Types of Seller

Published on 2015-07-06

Private Individuals

Most properties being handled by estate agents are owned by private individuals – typically single people or couples. It is important to establish the reasons for sale as this will affect sale price, marketing and method of sale. Private individuals are free to sell to anyone for any price or accept any offer on a property, even if higher offers have been made or the asking price is below what might be expected. When an offer is accepted, the seller may wish to stop offering the property to other potential buyers or may keep the property available for others to make further offers.

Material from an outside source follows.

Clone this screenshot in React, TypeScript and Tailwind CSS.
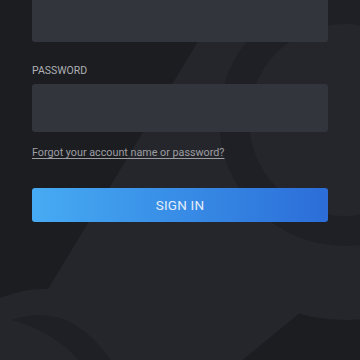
import React from "react";

function SteamBg() {
  return (
    <svg className="absolute inset-0" width="360" height="360" viewBox="0 0 360 360">
      <rect width="360" height="360" fill="#1c1d21" />
      <g fill="#25262b">
        <circle cx="345" cy="150" r="170" />
        <path d="M205 30 L360 30 L360 292 Q330 294 313 302 L228 372 L0 372 L0 298 Q25 288 48 289 Z" />
      </g>
      <path d="M345 120 m-126 0 a126 126 0 1 0 252 0 a126 126 0 1 0 -252 0 Z M345 120 m-96 0 a96 96 0 1 1 192 0 a96 96 0 1 1 -192 0 Z" fill="#1f2025" fillRule="evenodd" />
      <path d="M12 320 Q70 300 112 362 L80 362 Q55 332 12 320 Z" fill="#1f2025" />
    </svg>
  );
}

export default function App() {
  return (
    <div className="relative w-[360px] h-[360px] overflow-hidden bg-[#1c1d21]" style={{ fontFamily: "Roboto, 'Noto Sans', sans-serif" }}>
      <SteamBg />
      <div className="relative flex flex-col px-8">
        <div className="-mt-[6px] h-[48px] rounded-[3px] bg-[#32353c]" />
        <div className="mt-[22px] text-[10.5px] leading-[14px] text-[#afb0b3]">PASSWORD</div>
        <div className="mt-[6px] h-[48px] rounded-[3px] bg-[#32353c]" />
        <div className="mt-[13px] text-[10.75px] leading-[16px] text-[#9c9da1] underline underline-offset-2">
          Forgot your account name or password?
        </div>
        <button className="mt-[27px] h-[34px] rounded-[3px] bg-gradient-to-r from-[#47abf3] to-[#2c6dd8] text-[13.5px] text-[#e3edf8] tracking-[0.2px]">
          SIGN IN
        </button>
      </div>
    </div>
  );
}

Private sellers may be experienced or inexperienced and will need treating according. Some sellers have specific needs or circumstances to consider e.g. a divorce or negative equity which may require more careful management.

Trustees

A trustee is a person to whom legal title to property is entrusted to hold or use for another person’s benefit. When property is sold by a trustee, the trustee will normally want to obtain the best price possible, to enable them to discharge their legal duty in full.

Executors

An executor is a person appointed in a will to carry out the wishes of a deceased person. Where it involves the sale of property, the requirements of the executor will normally be the same as a trustee, i.e. to obtain the best price possible and keep the property available until contracts are exchanged.

Mortgagees in Possession

A mortgagee is a person or body who lends money to a buyer. The money is secured against the property by way of a mortgage to enable them to have sufficient funds to buy a property. Usually mortgage agreements allow the mortgagee to repossess the property if the borrower defaults on mortgage payments. If that happens, the mortgagee will usually instruct an estate agent to sell the property in order to pay off the mortgage. They will be seeking the best price for the property and a speedy sale may well be in their best interest as mortgage arrears and debt will be rising.

Builders or Developers

Builders or developers are generally in a similar position to private individuals, wanting the best price possible. They may be selling to a timetable linked to their building programme. The approach is more businesslike and less emotional than a private seller often involving reporting on market activity related to the properties being sold.

Orders of Court

An order of court may arise from a dispute that reaches a court and the judgement results in an order from the court requiring the sale of a property, such as in a divorce case. It may also arise when the court intervenes to protect the interests of vulnerable individuals. The court will be acting in a trustee capacity and will want to be seen to be obtaining the best possible price in the circumstances.

Corporate Bodies

Corporate bodies are organisations such as local authorities, commercial trading companies and utility companies. Some may be more like private sellers with a businesslike approach to a sale while others, like local authorities, are more like trustees where price is important but other factors like type of buyer and end use of property will be considered.